• _EXERCISE PROMPT_: Pictures stay out of the copy. Repeat exactly the lines from the first entry below through the line that contains "const [name, setName] = useState('Utente');", and nothing beyond.

### THE INPUT

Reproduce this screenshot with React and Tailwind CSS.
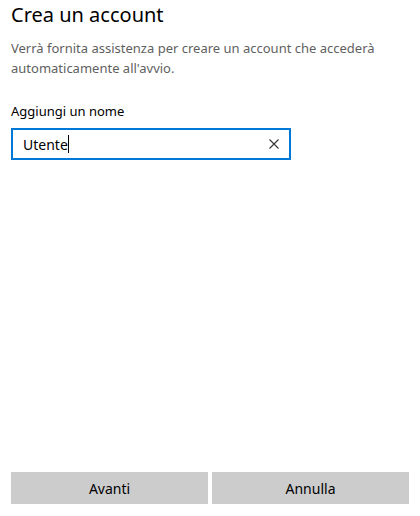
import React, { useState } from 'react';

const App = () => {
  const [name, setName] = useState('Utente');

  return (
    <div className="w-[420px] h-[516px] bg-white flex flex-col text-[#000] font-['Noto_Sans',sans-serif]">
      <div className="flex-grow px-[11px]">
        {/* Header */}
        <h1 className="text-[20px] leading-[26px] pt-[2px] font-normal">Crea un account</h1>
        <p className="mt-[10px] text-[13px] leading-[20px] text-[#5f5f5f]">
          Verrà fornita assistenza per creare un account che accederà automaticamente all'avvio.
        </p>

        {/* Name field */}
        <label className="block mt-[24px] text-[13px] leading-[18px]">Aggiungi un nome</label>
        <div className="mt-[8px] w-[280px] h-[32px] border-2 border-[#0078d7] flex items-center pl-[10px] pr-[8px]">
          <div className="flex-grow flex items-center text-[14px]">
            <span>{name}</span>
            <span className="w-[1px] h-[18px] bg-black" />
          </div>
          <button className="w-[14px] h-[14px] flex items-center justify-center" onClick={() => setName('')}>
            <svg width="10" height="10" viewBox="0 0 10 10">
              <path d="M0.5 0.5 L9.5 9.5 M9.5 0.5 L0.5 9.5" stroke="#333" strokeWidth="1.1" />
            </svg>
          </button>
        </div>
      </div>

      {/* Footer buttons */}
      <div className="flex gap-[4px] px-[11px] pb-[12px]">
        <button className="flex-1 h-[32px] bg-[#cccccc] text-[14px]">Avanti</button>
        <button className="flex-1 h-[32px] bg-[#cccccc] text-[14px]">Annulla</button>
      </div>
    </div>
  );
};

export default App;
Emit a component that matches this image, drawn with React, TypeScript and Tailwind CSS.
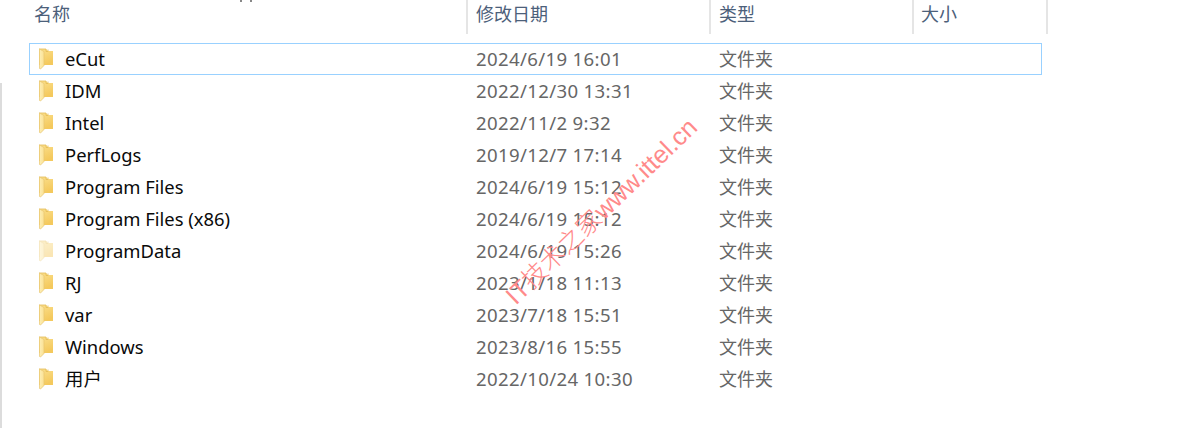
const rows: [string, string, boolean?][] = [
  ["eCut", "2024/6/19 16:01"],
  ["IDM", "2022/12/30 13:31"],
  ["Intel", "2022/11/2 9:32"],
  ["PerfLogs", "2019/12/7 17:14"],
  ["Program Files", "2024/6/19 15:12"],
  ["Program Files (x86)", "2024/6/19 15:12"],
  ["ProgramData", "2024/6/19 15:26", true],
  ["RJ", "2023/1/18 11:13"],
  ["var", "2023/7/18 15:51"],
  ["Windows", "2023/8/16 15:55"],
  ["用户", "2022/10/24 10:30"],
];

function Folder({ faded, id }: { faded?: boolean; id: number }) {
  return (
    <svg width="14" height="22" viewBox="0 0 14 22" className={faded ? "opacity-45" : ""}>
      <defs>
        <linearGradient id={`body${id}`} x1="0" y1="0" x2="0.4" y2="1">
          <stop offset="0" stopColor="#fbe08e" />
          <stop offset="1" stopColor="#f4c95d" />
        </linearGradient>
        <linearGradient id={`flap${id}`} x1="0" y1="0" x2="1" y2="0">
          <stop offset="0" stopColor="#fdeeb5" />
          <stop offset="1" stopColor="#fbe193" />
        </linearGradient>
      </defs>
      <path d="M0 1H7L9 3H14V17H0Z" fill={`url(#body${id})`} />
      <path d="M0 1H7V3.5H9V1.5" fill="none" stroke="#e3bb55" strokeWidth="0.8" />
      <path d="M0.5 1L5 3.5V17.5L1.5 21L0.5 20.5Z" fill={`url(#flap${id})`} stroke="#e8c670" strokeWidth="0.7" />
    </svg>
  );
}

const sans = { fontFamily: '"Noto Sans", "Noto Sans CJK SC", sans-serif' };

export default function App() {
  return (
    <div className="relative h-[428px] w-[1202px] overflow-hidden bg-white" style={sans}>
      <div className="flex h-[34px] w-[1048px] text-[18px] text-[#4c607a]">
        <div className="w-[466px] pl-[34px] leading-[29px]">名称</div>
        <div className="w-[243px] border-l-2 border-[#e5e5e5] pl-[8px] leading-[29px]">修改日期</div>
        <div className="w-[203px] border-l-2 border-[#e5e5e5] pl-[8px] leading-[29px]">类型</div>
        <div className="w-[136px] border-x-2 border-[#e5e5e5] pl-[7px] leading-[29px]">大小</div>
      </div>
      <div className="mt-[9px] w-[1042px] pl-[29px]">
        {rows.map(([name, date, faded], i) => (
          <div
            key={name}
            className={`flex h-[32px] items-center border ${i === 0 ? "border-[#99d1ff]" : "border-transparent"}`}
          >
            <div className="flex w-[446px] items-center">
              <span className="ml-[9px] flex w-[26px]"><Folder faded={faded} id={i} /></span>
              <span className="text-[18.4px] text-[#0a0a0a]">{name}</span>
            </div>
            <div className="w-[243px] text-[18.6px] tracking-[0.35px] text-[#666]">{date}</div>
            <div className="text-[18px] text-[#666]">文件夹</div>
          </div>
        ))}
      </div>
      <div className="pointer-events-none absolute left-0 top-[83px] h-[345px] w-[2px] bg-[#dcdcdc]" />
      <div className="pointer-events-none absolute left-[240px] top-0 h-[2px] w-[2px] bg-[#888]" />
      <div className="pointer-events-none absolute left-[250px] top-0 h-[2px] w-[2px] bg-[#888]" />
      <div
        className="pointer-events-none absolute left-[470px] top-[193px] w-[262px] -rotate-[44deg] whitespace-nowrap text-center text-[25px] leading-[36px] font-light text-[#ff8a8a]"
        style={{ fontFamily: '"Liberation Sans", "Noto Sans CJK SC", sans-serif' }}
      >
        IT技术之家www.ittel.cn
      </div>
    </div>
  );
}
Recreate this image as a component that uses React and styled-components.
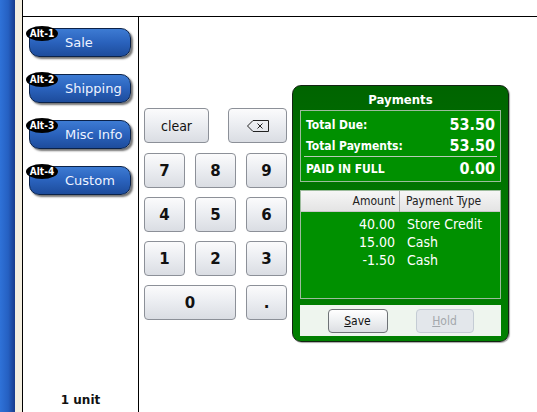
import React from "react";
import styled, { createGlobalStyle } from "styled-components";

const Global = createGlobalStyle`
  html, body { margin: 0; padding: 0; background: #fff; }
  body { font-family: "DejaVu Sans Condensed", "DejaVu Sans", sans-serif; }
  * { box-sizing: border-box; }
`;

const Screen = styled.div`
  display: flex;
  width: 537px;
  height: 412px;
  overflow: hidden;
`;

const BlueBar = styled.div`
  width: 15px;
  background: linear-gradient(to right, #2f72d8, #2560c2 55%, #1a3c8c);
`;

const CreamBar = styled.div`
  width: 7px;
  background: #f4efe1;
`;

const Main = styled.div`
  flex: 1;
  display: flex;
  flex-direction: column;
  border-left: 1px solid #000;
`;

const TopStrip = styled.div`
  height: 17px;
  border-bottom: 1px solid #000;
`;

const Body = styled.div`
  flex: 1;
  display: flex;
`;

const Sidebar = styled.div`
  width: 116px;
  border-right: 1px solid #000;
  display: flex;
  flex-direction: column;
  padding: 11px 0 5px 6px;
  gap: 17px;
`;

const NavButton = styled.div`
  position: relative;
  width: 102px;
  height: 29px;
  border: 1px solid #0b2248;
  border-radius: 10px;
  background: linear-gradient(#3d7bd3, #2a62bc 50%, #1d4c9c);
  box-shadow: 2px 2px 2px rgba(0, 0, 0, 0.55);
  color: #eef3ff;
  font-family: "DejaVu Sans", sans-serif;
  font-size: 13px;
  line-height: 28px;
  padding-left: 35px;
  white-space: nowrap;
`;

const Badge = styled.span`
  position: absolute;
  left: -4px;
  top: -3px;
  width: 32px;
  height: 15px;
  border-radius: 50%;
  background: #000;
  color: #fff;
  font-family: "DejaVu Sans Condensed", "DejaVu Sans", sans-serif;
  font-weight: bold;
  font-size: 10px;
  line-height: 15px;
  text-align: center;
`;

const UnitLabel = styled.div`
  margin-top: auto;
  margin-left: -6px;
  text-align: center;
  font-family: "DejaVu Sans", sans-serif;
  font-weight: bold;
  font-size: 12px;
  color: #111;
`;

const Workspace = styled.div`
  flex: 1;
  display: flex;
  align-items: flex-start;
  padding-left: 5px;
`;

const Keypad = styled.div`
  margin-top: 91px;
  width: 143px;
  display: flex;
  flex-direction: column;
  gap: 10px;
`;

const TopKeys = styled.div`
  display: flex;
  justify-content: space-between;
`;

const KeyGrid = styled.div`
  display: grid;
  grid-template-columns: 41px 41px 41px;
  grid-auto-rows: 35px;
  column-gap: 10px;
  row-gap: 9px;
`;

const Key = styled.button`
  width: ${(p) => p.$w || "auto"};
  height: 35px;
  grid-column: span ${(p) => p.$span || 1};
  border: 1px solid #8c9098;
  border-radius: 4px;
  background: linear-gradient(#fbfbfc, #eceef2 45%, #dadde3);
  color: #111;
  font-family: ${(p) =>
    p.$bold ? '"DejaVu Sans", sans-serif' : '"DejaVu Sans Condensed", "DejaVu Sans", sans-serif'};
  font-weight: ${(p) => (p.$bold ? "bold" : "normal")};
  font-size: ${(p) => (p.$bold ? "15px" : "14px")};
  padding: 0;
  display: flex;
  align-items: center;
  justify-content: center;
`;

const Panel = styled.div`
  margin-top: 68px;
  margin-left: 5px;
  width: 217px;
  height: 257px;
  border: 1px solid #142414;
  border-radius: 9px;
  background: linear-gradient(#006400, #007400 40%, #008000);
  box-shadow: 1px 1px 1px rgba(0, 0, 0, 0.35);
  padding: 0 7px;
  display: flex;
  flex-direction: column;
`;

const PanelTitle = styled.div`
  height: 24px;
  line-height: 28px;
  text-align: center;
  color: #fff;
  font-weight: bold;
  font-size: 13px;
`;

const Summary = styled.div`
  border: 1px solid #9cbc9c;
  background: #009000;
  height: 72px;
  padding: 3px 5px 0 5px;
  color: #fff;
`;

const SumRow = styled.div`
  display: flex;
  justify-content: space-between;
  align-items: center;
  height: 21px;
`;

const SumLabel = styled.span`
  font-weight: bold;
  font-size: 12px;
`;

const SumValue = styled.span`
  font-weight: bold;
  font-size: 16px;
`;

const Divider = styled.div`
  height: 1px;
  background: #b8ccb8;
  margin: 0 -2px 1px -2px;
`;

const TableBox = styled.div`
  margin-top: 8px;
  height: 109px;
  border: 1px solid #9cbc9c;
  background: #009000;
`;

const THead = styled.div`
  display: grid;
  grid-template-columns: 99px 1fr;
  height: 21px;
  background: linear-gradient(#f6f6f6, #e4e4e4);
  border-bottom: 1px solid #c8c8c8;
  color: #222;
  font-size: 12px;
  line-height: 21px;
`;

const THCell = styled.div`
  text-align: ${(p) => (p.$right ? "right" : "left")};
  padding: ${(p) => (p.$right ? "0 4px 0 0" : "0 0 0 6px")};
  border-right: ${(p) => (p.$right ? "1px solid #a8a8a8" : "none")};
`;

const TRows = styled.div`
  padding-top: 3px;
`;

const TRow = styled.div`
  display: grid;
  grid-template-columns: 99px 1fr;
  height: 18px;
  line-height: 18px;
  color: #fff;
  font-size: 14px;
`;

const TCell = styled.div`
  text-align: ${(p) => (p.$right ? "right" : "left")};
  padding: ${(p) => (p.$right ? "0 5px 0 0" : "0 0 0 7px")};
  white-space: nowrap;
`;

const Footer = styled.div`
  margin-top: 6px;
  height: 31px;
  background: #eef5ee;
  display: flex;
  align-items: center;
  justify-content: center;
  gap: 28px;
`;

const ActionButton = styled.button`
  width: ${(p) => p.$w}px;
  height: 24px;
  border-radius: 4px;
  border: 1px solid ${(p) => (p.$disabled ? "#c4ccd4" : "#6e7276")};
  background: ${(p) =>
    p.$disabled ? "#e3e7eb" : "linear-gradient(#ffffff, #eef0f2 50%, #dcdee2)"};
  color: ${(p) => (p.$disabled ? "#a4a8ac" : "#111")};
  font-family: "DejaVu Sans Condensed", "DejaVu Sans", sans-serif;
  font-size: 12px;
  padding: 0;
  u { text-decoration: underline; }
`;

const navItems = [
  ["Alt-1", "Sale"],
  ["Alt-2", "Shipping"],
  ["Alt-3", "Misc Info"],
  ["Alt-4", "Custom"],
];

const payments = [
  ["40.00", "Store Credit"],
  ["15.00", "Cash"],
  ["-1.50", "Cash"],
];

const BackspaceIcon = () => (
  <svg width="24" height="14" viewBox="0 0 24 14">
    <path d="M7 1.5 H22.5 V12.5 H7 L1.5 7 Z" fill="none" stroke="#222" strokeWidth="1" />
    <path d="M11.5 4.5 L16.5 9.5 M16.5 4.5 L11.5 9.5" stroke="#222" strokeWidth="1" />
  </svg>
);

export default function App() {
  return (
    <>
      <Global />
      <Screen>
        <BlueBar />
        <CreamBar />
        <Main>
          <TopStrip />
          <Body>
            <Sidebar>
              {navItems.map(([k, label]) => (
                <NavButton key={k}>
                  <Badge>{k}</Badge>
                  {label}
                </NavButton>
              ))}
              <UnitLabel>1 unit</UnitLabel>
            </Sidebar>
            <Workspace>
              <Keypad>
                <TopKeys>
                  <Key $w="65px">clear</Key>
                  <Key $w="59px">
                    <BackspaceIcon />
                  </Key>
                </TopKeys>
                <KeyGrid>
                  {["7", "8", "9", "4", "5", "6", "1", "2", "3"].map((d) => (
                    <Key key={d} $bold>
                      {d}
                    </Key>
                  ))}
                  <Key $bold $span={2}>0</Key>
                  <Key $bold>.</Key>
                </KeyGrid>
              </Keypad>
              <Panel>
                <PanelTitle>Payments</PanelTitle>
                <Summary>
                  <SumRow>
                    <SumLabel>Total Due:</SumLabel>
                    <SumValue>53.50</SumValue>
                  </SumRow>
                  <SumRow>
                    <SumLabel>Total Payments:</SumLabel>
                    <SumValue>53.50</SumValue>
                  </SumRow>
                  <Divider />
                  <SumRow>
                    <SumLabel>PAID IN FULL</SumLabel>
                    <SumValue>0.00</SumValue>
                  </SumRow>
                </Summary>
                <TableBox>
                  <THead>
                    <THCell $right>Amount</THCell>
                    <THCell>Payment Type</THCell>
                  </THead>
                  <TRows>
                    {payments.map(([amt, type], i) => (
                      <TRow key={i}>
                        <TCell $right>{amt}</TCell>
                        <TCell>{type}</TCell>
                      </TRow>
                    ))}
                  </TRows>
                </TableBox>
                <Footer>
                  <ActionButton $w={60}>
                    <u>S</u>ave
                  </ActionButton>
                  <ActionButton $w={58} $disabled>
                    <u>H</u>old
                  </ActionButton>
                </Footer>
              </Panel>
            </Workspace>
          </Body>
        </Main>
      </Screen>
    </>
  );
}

######

• _SOLUTION TO THE EXERCISE_:
Reproduce this screenshot with React and Tailwind CSS.
import React, { useState } from 'react';

const App = () => {
  const [name, setName] = useState('Utente');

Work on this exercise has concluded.